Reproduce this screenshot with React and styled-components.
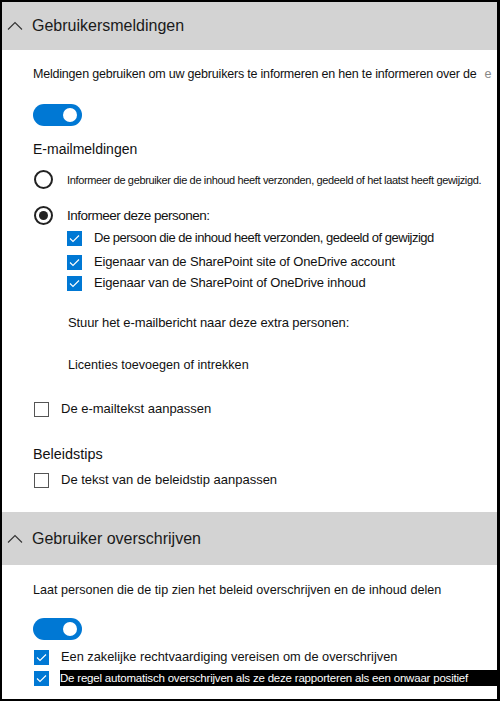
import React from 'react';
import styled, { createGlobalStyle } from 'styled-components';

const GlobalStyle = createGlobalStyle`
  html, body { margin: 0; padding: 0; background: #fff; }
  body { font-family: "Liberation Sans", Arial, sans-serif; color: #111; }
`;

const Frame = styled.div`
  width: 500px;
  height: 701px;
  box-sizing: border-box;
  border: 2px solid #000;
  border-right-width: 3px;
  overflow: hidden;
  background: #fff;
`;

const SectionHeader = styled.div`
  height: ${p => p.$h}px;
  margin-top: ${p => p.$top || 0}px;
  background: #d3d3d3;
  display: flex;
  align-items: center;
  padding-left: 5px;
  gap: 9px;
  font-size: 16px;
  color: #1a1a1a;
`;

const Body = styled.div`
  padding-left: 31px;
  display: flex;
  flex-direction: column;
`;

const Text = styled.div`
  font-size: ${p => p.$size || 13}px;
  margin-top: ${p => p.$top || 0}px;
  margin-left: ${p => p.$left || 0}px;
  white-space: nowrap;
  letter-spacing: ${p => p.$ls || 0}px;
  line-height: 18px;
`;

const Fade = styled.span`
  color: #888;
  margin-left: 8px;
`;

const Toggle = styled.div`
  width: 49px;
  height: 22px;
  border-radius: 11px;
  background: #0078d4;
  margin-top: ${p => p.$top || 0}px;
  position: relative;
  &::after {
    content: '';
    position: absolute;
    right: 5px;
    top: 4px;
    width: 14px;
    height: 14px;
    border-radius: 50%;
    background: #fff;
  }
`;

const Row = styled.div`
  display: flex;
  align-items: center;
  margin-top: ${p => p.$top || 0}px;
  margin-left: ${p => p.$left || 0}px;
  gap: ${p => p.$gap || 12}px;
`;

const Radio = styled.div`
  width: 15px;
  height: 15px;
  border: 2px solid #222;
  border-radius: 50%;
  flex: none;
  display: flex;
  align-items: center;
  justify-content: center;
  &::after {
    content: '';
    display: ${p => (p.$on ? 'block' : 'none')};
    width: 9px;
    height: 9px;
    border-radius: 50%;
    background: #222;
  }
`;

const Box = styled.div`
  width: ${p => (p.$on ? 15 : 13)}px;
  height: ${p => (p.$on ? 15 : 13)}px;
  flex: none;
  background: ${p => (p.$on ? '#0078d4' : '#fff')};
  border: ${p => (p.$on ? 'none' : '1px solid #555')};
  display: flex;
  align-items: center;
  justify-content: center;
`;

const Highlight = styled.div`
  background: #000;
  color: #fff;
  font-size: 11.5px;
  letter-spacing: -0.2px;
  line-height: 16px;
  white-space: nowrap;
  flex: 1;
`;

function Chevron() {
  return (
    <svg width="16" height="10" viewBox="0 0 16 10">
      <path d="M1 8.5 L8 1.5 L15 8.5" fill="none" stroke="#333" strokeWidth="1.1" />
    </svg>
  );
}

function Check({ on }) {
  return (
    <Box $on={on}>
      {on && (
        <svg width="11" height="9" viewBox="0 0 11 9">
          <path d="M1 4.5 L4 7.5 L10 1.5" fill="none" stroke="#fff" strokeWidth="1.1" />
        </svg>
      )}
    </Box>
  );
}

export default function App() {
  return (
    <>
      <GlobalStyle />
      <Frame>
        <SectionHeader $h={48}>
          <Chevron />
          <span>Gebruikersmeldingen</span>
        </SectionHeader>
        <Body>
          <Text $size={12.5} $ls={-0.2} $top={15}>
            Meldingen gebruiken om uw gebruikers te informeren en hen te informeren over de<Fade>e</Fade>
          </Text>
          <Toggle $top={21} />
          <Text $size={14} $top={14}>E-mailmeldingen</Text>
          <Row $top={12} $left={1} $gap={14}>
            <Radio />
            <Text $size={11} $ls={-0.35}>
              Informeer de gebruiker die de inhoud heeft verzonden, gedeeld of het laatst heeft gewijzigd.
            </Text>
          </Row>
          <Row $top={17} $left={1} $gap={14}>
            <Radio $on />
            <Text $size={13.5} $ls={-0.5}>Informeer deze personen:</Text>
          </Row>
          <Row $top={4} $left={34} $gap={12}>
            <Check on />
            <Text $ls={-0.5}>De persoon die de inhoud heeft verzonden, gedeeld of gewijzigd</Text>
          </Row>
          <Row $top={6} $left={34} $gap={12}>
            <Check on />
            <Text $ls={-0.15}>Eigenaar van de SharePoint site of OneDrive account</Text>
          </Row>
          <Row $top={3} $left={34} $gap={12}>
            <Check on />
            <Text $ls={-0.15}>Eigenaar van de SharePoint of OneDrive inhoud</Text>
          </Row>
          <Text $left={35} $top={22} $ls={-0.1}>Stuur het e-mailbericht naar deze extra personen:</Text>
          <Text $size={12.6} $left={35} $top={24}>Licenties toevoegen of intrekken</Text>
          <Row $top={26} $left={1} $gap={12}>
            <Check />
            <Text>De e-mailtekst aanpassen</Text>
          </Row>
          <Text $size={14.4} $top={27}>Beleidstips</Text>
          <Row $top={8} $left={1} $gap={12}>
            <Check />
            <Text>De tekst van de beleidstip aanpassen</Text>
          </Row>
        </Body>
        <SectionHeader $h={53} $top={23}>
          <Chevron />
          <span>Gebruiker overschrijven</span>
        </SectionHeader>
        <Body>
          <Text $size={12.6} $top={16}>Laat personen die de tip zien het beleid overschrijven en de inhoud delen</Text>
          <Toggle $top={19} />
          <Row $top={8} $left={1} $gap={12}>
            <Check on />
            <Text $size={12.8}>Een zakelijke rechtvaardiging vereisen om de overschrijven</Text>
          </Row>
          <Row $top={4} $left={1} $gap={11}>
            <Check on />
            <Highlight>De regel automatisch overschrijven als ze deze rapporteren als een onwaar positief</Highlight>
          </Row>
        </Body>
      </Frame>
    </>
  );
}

━━━━━━━━━━

GIVEN EXERCISE: With the pictures left out, transcribe the material exactly.

TASK RESPONSE:
Reproduce this screenshot with React and styled-components.
import React from 'react';
import styled, { createGlobalStyle } from 'styled-components';

const GlobalStyle = createGlobalStyle`
  html, body { margin: 0; padding: 0; background: #fff; }
  body { font-family: "Liberation Sans", Arial, sans-serif; color: #111; }
`;

const Frame = styled.div`
  width: 500px;
  height: 701px;
  box-sizing: border-box;
  border: 2px solid #000;
  border-right-width: 3px;
  overflow: hidden;
  background: #fff;
`;

const SectionHeader = styled.div`
  height: ${p => p.$h}px;
  margin-top: ${p => p.$top || 0}px;
  background: #d3d3d3;
  display: flex;
  align-items: center;
  padding-left: 5px;
  gap: 9px;
  font-size: 16px;
  color: #1a1a1a;
`;

const Body = styled.div`
  padding-left: 31px;
  display: flex;
  flex-direction: column;
`;

const Text = styled.div`
  font-size: ${p => p.$size || 13}px;
  margin-top: ${p => p.$top || 0}px;
  margin-left: ${p => p.$left || 0}px;
  white-space: nowrap;
  letter-spacing: ${p => p.$ls || 0}px;
  line-height: 18px;
`;

const Fade = styled.span`
  color: #888;
  margin-left: 8px;
`;

const Toggle = styled.div`
  width: 49px;
  height: 22px;
  border-radius: 11px;
  background: #0078d4;
  margin-top: ${p => p.$top || 0}px;
  position: relative;
  &::after {
    content: '';
    position: absolute;
    right: 5px;
    top: 4px;
    width: 14px;
    height: 14px;
    border-radius: 50%;
    background: #fff;
  }
`;

const Row = styled.div`
  display: flex;
  align-items: center;
  margin-top: ${p => p.$top || 0}px;
  margin-left: ${p => p.$left || 0}px;
  gap: ${p => p.$gap || 12}px;
`;

const Radio = styled.div`
  width: 15px;
  height: 15px;
  border: 2px solid #222;
  border-radius: 50%;
  flex: none;
  display: flex;
  align-items: center;
  justify-content: center;
  &::after {
    content: '';
    display: ${p => (p.$on ? 'block' : 'none')};
    width: 9px;
    height: 9px;
    border-radius: 50%;
    background: #222;
  }
`;

const Box = styled.div`
  width: ${p => (p.$on ? 15 : 13)}px;
  height: ${p => (p.$on ? 15 : 13)}px;
  flex: none;
  background: ${p => (p.$on ? '#0078d4' : '#fff')};
  border: ${p => (p.$on ? 'none' : '1px solid #555')};
  display: flex;
  align-items: center;
  justify-content: center;
`;

const Highlight = styled.div`
  background: #000;
  color: #fff;
  font-size: 11.5px;
  letter-spacing: -0.2px;
  line-height: 16px;
  white-space: nowrap;
  flex: 1;
`;

function Chevron() {
  return (
    <svg width="16" height="10" viewBox="0 0 16 10">
      <path d="M1 8.5 L8 1.5 L15 8.5" fill="none" stroke="#333" strokeWidth="1.1" />
    </svg>
  );
}

function Check({ on }) {
  return (
    <Box $on={on}>
      {on && (
        <svg width="11" height="9" viewBox="0 0 11 9">
          <path d="M1 4.5 L4 7.5 L10 1.5" fill="none" stroke="#fff" strokeWidth="1.1" />
        </svg>
      )}
    </Box>
  );
}

export default function App() {
  return (
    <>
      <GlobalStyle />
      <Frame>
        <SectionHeader $h={48}>
          <Chevron />
          <span>Gebruikersmeldingen</span>
        </SectionHeader>
        <Body>
          <Text $size={12.5} $ls={-0.2} $top={15}>
            Meldingen gebruiken om uw gebruikers te informeren en hen te informeren over de<Fade>e</Fade>
          </Text>
          <Toggle $top={21} />
          <Text $size={14} $top={14}>E-mailmeldingen</Text>
          <Row $top={12} $left={1} $gap={14}>
            <Radio />
            <Text $size={11} $ls={-0.35}>
              Informeer de gebruiker die de inhoud heeft verzonden, gedeeld of het laatst heeft gewijzigd.
            </Text>
          </Row>
          <Row $top={17} $left={1} $gap={14}>
            <Radio $on />
            <Text $size={13.5} $ls={-0.5}>Informeer deze personen:</Text>
          </Row>
          <Row $top={4} $left={34} $gap={12}>
            <Check on />
            <Text $ls={-0.5}>De persoon die de inhoud heeft verzonden, gedeeld of gewijzigd</Text>
          </Row>
          <Row $top={6} $left={34} $gap={12}>
            <Check on />
            <Text $ls={-0.15}>Eigenaar van de SharePoint site of OneDrive account</Text>
          </Row>
          <Row $top={3} $left={34} $gap={12}>
            <Check on />
            <Text $ls={-0.15}>Eigenaar van de SharePoint of OneDrive inhoud</Text>
          </Row>
          <Text $left={35} $top={22} $ls={-0.1}>Stuur het e-mailbericht naar deze extra personen:</Text>
          <Text $size={12.6} $left={35} $top={24}>Licenties toevoegen of intrekken</Text>
          <Row $top={26} $left={1} $gap={12}>
            <Check />
            <Text>De e-mailtekst aanpassen</Text>
          </Row>
          <Text $size={14.4} $top={27}>Beleidstips</Text>
          <Row $top={8} $left={1} $gap={12}>
            <Check />
            <Text>De tekst van de beleidstip aanpassen</Text>
          </Row>
        </Body>
        <SectionHeader $h={53} $top={23}>
          <Chevron />
          <span>Gebruiker overschrijven</span>
        </SectionHeader>
        <Body>
          <Text $size={12.6} $top={16}>Laat personen die de tip zien het beleid overschrijven en de inhoud delen</Text>
          <Toggle $top={19} />
          <Row $top={8} $left={1} $gap={12}>
            <Check on />
            <Text $size={12.8}>Een zakelijke rechtvaardiging vereisen om de overschrijven</Text>
          </Row>
          <Row $top={4} $left={1} $gap={11}>
            <Check on />
            <Highlight>De regel automatisch overschrijven als ze deze rapporteren als een onwaar positief</Highlight>
          </Row>
        </Body>
      </Frame>
    </>
  );
}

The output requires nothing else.